List Price: Unknown [Buy now and save at Amazon]

Review by DVD Savant | posted May 24, 2001 | E-mail the Author

Reviewed by Glenn Erickson

Otto Preminger isn't a name that's bandied around much any more, but in the 1960s he was synonymous with huge multi-character stories that took on complicated issues.  Almost personally responsible for the easing of the Production Code in the '50s, Preminger's Advise and Consent and Anatomy of a Murder handled adult content in a mature fashion.  Already having done a reasonably solid job with a military subject in his earlier The Courts-Martial of Billy Mitchell, Preminger took on politics and passions in the WW2 Pacific theater with this sprawling epic.

Synopsis:

The attack on Pearl Harbor brings war to the U.S. Navy, and cues the varied destinies of an epic-full of colorful characters.  Captain Rockwell Torrey (John Wayne) has the good fortune to be out of port when the raid begins.  While Commander Kimmell (Franchot Tone) takes the fall for the loss of the fleet, Torrey hangs on, and with the help of Commander Egan Powell (Burgess Meredith), a screenwriter-turned intelligence man, and friendly nurse Lieutenant Maggie Hayes (Patricia Neal), he weathers the post-Pearl career storm to become one of the key fleet commanders in the South Pacific campaign, under Admiral Nimitz (Henry Fonda).  Further down the chain of command, Torrey's trusted aide Commander Paul Eddington (Kirk Douglas) falls apart after the death of his faithless wife (Barbara Bouchet), and proceeds to display erratic behavior, especially his undesired attentions to young nurse Ensign Annalee Dorne (Jill Haworth).  It so happens Dorne has an interest in Torrey's estranged son, Ensign Jere Torrey (Brandon De Wilde).  Jere's hostility toward his father results in his assignment as aide to sleazy public relations lizard Commander Neal Owen (Patrick O'Neal), who rides the coattails of incompetent Admiral 'Blackjack' Broderick (Dana Andrews), a screw-up who Torrey must gently indulge.  Battling the Japanese and weathering enough subplots to float a battleship, Torrey's island-hopping campaign races toward a head-on naval clash with the enemy fleet.

In Harm's Way is a monumental soap opera, well-cast and well told, with only a bad subplot here and there to momentarily bog it down.  Otto Preminger's flair with actors doesn't fail him, and only his lack of faith in special effects gives his 'gut busting, mother-lovin' Navy war' any logistical problems.  John Wayne plays his part with an authority and easy-going likeability he didn't show in most of his gung-ho WW2 movies.  Either Preminger brought out the solid actor in Wayne, or the Duke decided to leave his tiresome '60s western persona behind for this one.  His scenes with the warm and wonderful Patricia Neal are some of his best; the pair seem to have picked up where they left off in Operation Pacific, twenty-two years earlier.  Kirk Douglas is also in fine form as a boozing officer who runs interference for Wayne, and the scene showing the 'boys club' way of handling bureaucratic differences, with Kirk picking a fight with the weasely jerk played by Patrick O'Neal, is a highlight.  But the necessity for some sex fireworks forces the Douglas character to also be a sex maniac, who atones for his crimes by flying a hokey suicide mission that would be laughed off the screen in a PRC quickie: "Well, what have we here?
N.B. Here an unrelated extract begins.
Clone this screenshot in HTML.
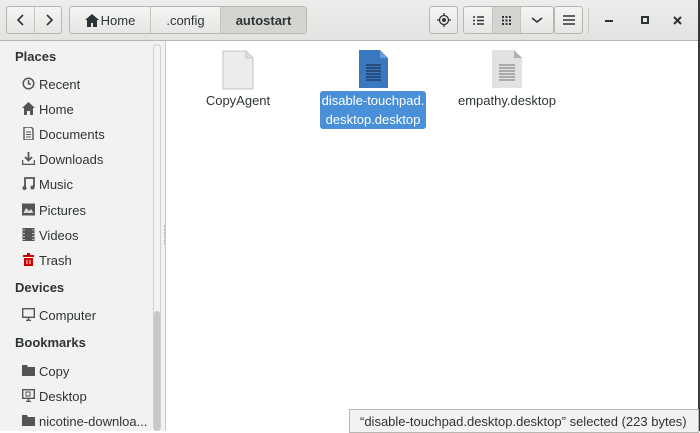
<!DOCTYPE html>
<html><head><style>
*{margin:0;padding:0;box-sizing:border-box}
body{width:700px;height:431px;overflow:hidden;font-family:"Liberation Sans","DejaVu Sans",sans-serif;font-size:13px;color:#2e3436;background:#fff;position:relative}
.hdr{position:absolute;left:0;top:0;width:700px;height:41px;background:linear-gradient(#ededec,#e2e2e0);border-bottom:1px solid #b6b6b3}
.btn{position:absolute;top:6px;height:28px;border:1px solid #b6b6b3;background:linear-gradient(#f4f4f3,#e6e6e4);border-radius:3px}
.seg{position:absolute;top:0;height:26px;border-right:1px solid #c4c4c1;display:flex;align-items:center;justify-content:center}
.side{position:absolute;left:0;top:41px;width:166px;height:390px;background:#f2f2f2;border-right:1px solid #c8c8c5}
.h{position:absolute;left:15px;font-weight:bold;font-size:13px;color:#2e3436}
.it{position:absolute;left:39px;font-size:13px;color:#2e3436}
.ic{position:absolute;left:22px;width:13px;height:13px}
.f{position:absolute;text-align:center;font-size:13px}
</style></head><body>
<div class="hdr">
 <div class="btn" style="left:6px;width:56px">
  <div class="seg" style="left:0;width:28px"><svg width="10" height="12"><path d="M7 1L2 6L7 11" stroke="#2e3436" stroke-width="1.6" fill="none"/></svg></div>
  <div class="seg" style="left:28px;width:27px;border:none"><svg width="10" height="12"><path d="M3 1L8 6L3 11" stroke="#2e3436" stroke-width="1.6" fill="none"/></svg></div>
 </div>
 <div class="btn" style="left:69px;width:238px">
  <div class="seg" style="left:0;width:81px"><svg width="14" height="13" style="margin-right:2px"><path d="M7 0L0 6H2V13H6V9H8V13H12V6H14Z" fill="#2e3436"/></svg>Home</div>
  <div class="seg" style="left:81px;width:70px">.config</div>
  <div class="seg" style="left:151px;width:85px;border:none;background:#d4d4d1;font-weight:bold">autostart</div>
 </div>
 <div class="btn" style="left:429px;width:29px;display:flex;align-items:center;justify-content:center"><svg width="14" height="14"><circle cx="7" cy="7" r="4.5" stroke="#2e3436" stroke-width="1.3" fill="none"/><circle cx="7" cy="7" r="2" fill="#2e3436"/><path d="M7 0V3M7 11V14M0 7H3M11 7H14" stroke="#2e3436" stroke-width="1.3"/></svg></div>
 <div class="btn" style="left:463px;width:91px">
  <div class="seg" style="left:0;width:29px"><svg width="11" height="9"><path d="M0 1H2M4 1H11M0 4.5H2M4 4.5H11M0 8H2M4 8H11" stroke="#2e3436" stroke-width="1.5"/></svg></div>
  <div class="seg" style="left:29px;width:28px;background:#d4d4d1"><svg width="9" height="9" fill="#2e3436"><rect x="0" y="0" width="2" height="2"/><rect x="3.5" y="0" width="2" height="2"/><rect x="7" y="0" width="2" height="2"/><rect x="0" y="3.5" width="2" height="2"/><rect x="3.5" y="3.5" width="2" height="2"/><rect x="7" y="3.5" width="2" height="2"/><rect x="0" y="7" width="2" height="2"/><rect x="3.5" y="7" width="2" height="2"/><rect x="7" y="7" width="2" height="2"/></svg></div>
  <div class="seg" style="left:57px;width:32px;border:none"><svg width="12" height="7"><path d="M1 1L6 5L11 1" stroke="#2e3436" stroke-width="1.6" fill="none"/></svg></div>
 </div>
 <div class="btn" style="left:554px;width:29px;display:flex;align-items:center;justify-content:center"><svg width="12" height="10"><path d="M0 1H12M0 5H12M0 9H12" stroke="#2e3436" stroke-width="1.6"/></svg></div>
 <div style="position:absolute;left:588px;top:8px;width:1px;height:26px;background:#c8c8c5"></div>
 <div style="position:absolute;left:605px;top:20px;width:8px;height:2px;background:#2e3436"></div>
 <div style="position:absolute;left:641px;top:16px;width:8px;height:8px;border:2px solid #2e3436"></div>
 <svg style="position:absolute;left:673px;top:16px" width="9" height="9"><path d="M1 1L8 8M8 1L1 8" stroke="#2e3436" stroke-width="2"/></svg>
</div>
<div style="position:absolute;left:698px;top:0;width:2px;height:431px;background:#3a3a3a"></div>
<div class="side">
 <div style="position:absolute;left:153px;top:3px;width:8px;height:387px;border:1px solid #d0d0cd;border-radius:4px;background:#f2f2f2"></div>
 <div style="position:absolute;left:154px;top:270px;width:6px;height:120px;border-radius:3px;background:#c8c8c6"></div>
</div>
<div class="h" style="top:49px">Places</div>
<svg class="ic" style="top:77px" viewBox="0 0 13 13"><circle cx="6.5" cy="6.5" r="5.3" stroke="#555" stroke-width="1.5" fill="none"/><path d="M6.5 3V7H9" stroke="#555" stroke-width="1.4" fill="none"/></svg><div class="it" style="top:77px">Recent</div>
<svg class="ic" style="top:102px" viewBox="0 0 13 13"><path d="M6.5 0L0 6H2V13H5V9H8V13H11V6H13Z" fill="#555"/></svg><div class="it" style="top:102px">Home</div>
<svg class="ic" style="top:127px" viewBox="0 0 13 13"><path d="M2 0H9L11 2V13H2Z" fill="none" stroke="#555" stroke-width="1.4"/><path d="M4 5H9M4 7.5H9M4 10H9" stroke="#555"/></svg><div class="it" style="top:127px">Documents</div>
<svg class="ic" style="top:152px" viewBox="0 0 13 13"><path d="M6.5 0V8M3 5L6.5 8.5L10 5" stroke="#555" stroke-width="1.8" fill="none"/><path d="M0.5 8V12.5H12.5V8" stroke="#555" stroke-width="1.5" fill="none"/></svg><div class="it" style="top:152px">Downloads</div>
<svg class="ic" style="top:177px" viewBox="0 0 13 13"><path d="M3 11V1H12V10" stroke="#555" stroke-width="1.8" fill="none"/><circle cx="2.5" cy="11" r="2" fill="#555"/><circle cx="10.5" cy="10.5" r="2" fill="#555"/></svg><div class="it" style="top:177px">Music</div>
<svg class="ic" style="top:203px" viewBox="0 0 13 13"><rect x="0" y="0.5" width="13" height="12" fill="#555"/><path d="M1.5 10L4 5L7 8L9 6L11.5 10Z" fill="#ddd"/></svg><div class="it" style="top:203px">Pictures</div>
<svg class="ic" style="top:228px" viewBox="0 0 13 13"><rect x="0.5" y="0" width="12" height="13" fill="#555"/><path d="M2 1.5V2.5M2 5V6M2 8V9M2 11V12M11 1.5V2.5M11 5V6M11 8V9M11 11V12" stroke="#eee" stroke-width="1.3"/></svg><div class="it" style="top:228px">Videos</div>
<svg class="ic" style="top:253px" viewBox="0 0 13 13"><rect x="1" y="2" width="11" height="2" fill="#c00"/><rect x="5" y="0" width="3" height="2" fill="#c00"/><path d="M2 5H11V13H2Z" fill="#c00"/><path d="M5 7V11M8 7V11" stroke="#fff"/></svg><div class="it" style="top:253px">Trash</div>
<div class="h" style="top:280px">Devices</div>
<svg class="ic" style="top:308px" viewBox="0 0 13 13"><rect x="0.7" y="0.7" width="11.6" height="8.6" fill="none" stroke="#555" stroke-width="1.4"/><path d="M4 12.5H9M6.5 10V12" stroke="#555" stroke-width="1.6"/></svg><div class="it" style="top:308px">Computer</div>
<div class="h" style="top:335px">Bookmarks</div>
<svg class="ic" style="top:364px" viewBox="0 0 13 13"><path d="M0 1H5L6 3H13V12H0Z" fill="#555"/></svg><div class="it" style="top:364px">Copy</div>
<svg class="ic" style="top:389px" viewBox="0 0 13 13"><rect x="0.7" y="0.7" width="11.6" height="8.6" fill="none" stroke="#555" stroke-width="1.4"/><rect x="4" y="3" width="4" height="4" fill="none" stroke="#555"/><path d="M4 12.5H9M6.5 10V12" stroke="#555" stroke-width="1.6"/></svg><div class="it" style="top:389px">Desktop</div>
<svg class="ic" style="top:414px" viewBox="0 0 13 13"><path d="M0 1H5L6 3H13V12H0Z" fill="#555"/></svg><div class="it" style="top:414px">nicotine-downloa...</div>
<div style="position:absolute;left:164px;top:225px;width:2px;height:20px;border-left:1px dotted #aaa"></div>

<svg style="position:absolute;left:222px;top:50px" width="32" height="40"><path d="M1 1H24L31 8V39H1Z" fill="#ececea" stroke="#c4c4c2"/><path d="M24 1V8H31" fill="#dcdcda" stroke="#c4c4c2"/></svg>
<div class="f" style="left:190px;top:93px;width:96px">CopyAgent</div>
<svg style="position:absolute;left:357px;top:49px" width="32" height="40"><path d="M2 1H23L31 9V39H2Z" fill="#3a78c0"/><path d="M23 1V9H31Z" fill="#6a9dd8"/><path d="M9 16H24M9 19H24M9 22H24M9 25H24M9 28H24M9 31H24" stroke="#1e3f6a" stroke-width="1.5"/></svg>
<div style="position:absolute;left:320px;top:91px;width:106px;height:38px;background:#4a90d9;border-radius:3px;color:#fff;text-align:center;line-height:19px;font-size:13px">disable-touchpad.<br>desktop.desktop</div>
<svg style="position:absolute;left:491px;top:49px" width="32" height="40"><path d="M1 1H23L31 9V39H1Z" fill="#e2e2e0"/><path d="M23 1V9H31Z" fill="#b0b0ae"/><path d="M8 16H24M8 19H24M8 22H24M8 25H24M8 28H24M8 31H24" stroke="#888" stroke-width="1.3"/></svg>
<div class="f" style="left:447px;top:93px;width:120px">empathy.desktop</div>
<div style="position:absolute;left:349px;top:409px;width:350px;height:24px;background:#f2f2f2;border:1px solid #b6b6b3;font-size:13px;padding:4px 0 0 10px">“disable-touchpad.desktop.desktop” selected  (223 bytes)</div>
</body></html>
Looks like a little ol' Task Force down below..."

The film works because Preminger paces everything for the scale of his canvas.  A full romantic subplot, with Tom Tryon and Paula Prentiss as a young officer and his faithful wife, is very moving, especially in a homecoming scene reminiscent of the real footage in the television landmark Victory at Sea. John Wayne's release from the career doghouse is no overnight flash, but instead a credible combination of the faith of Henry Fonda's good Admiral, and the conniving of loveable strategy master Burgess Meredith.  Preminger knows how to populate his cast with familiar and loveable faces and still keep the show under control: keep your eyes peeled and you'll be treated to good work from Slim Pickens, Carroll O'Connor, George Kennedy, Larry Hagman, Stanley Holloway, and James Mitchum.  On the less sucessful side is Jill Haworth, a Preminger protegeé from Exodus who just looks uncomfortable in her scenes with that rascally wabbit Kirk.
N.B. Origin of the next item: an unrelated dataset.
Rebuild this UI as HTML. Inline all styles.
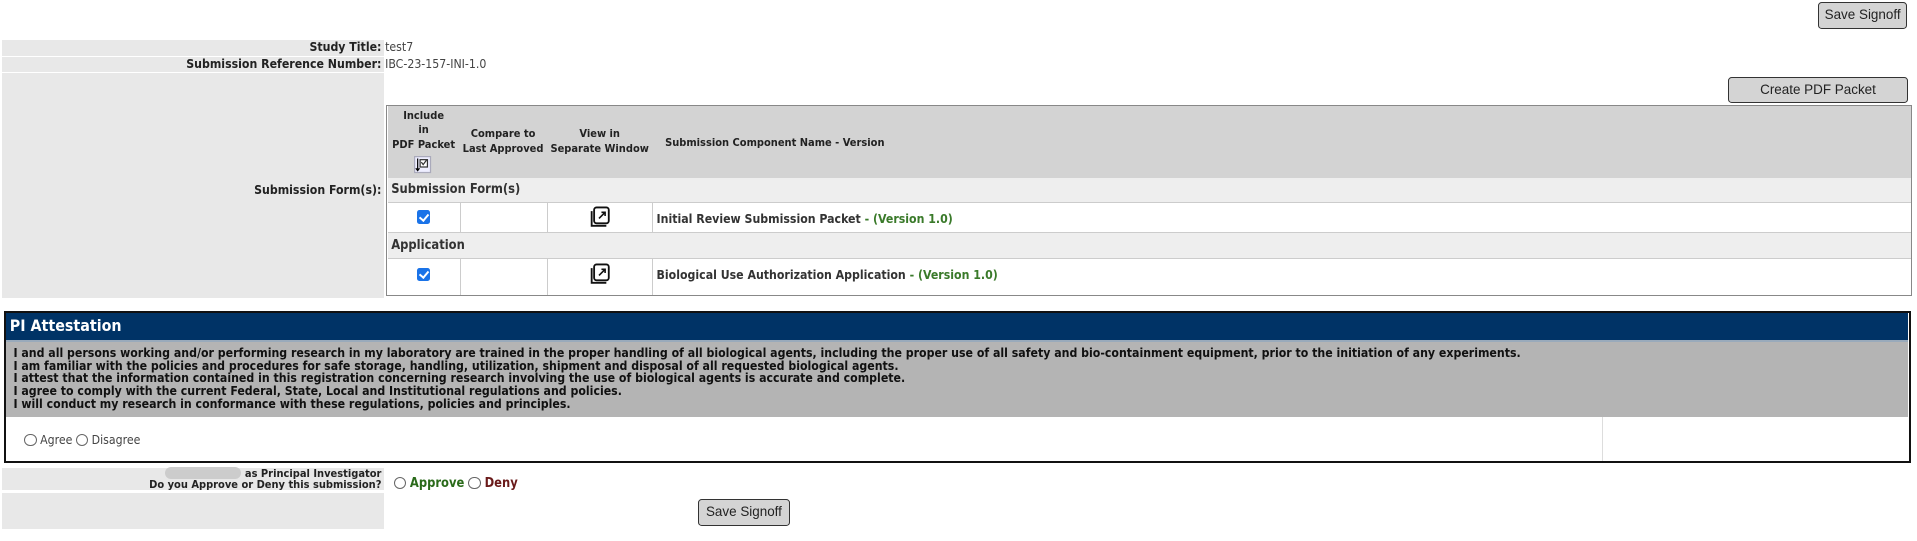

Like the later Tora! Tora! Tora!, this picture suffers from a desire to attract a female audience, that's the only possible explanation for the terribly anachronistic female costumes and hairstyles.  Patricia Neal's sober hair is okay, but Haworth, Prentiss and especially Barbara Bouchet look terrible running around in shift dresses and Clairol coiffures.  Bouchet in particular looks as if she should be frugging at a go-go club instead of swinging to the big band sound.  These were the macho years before Bonnie & Clyde made retro fashionable; now that all sex in mainstream films seems to be portrayed from a female perspective, it's the males who wear the ridiculous long hairstyles, like Brad Pitt ponytail in the trenches of WW1.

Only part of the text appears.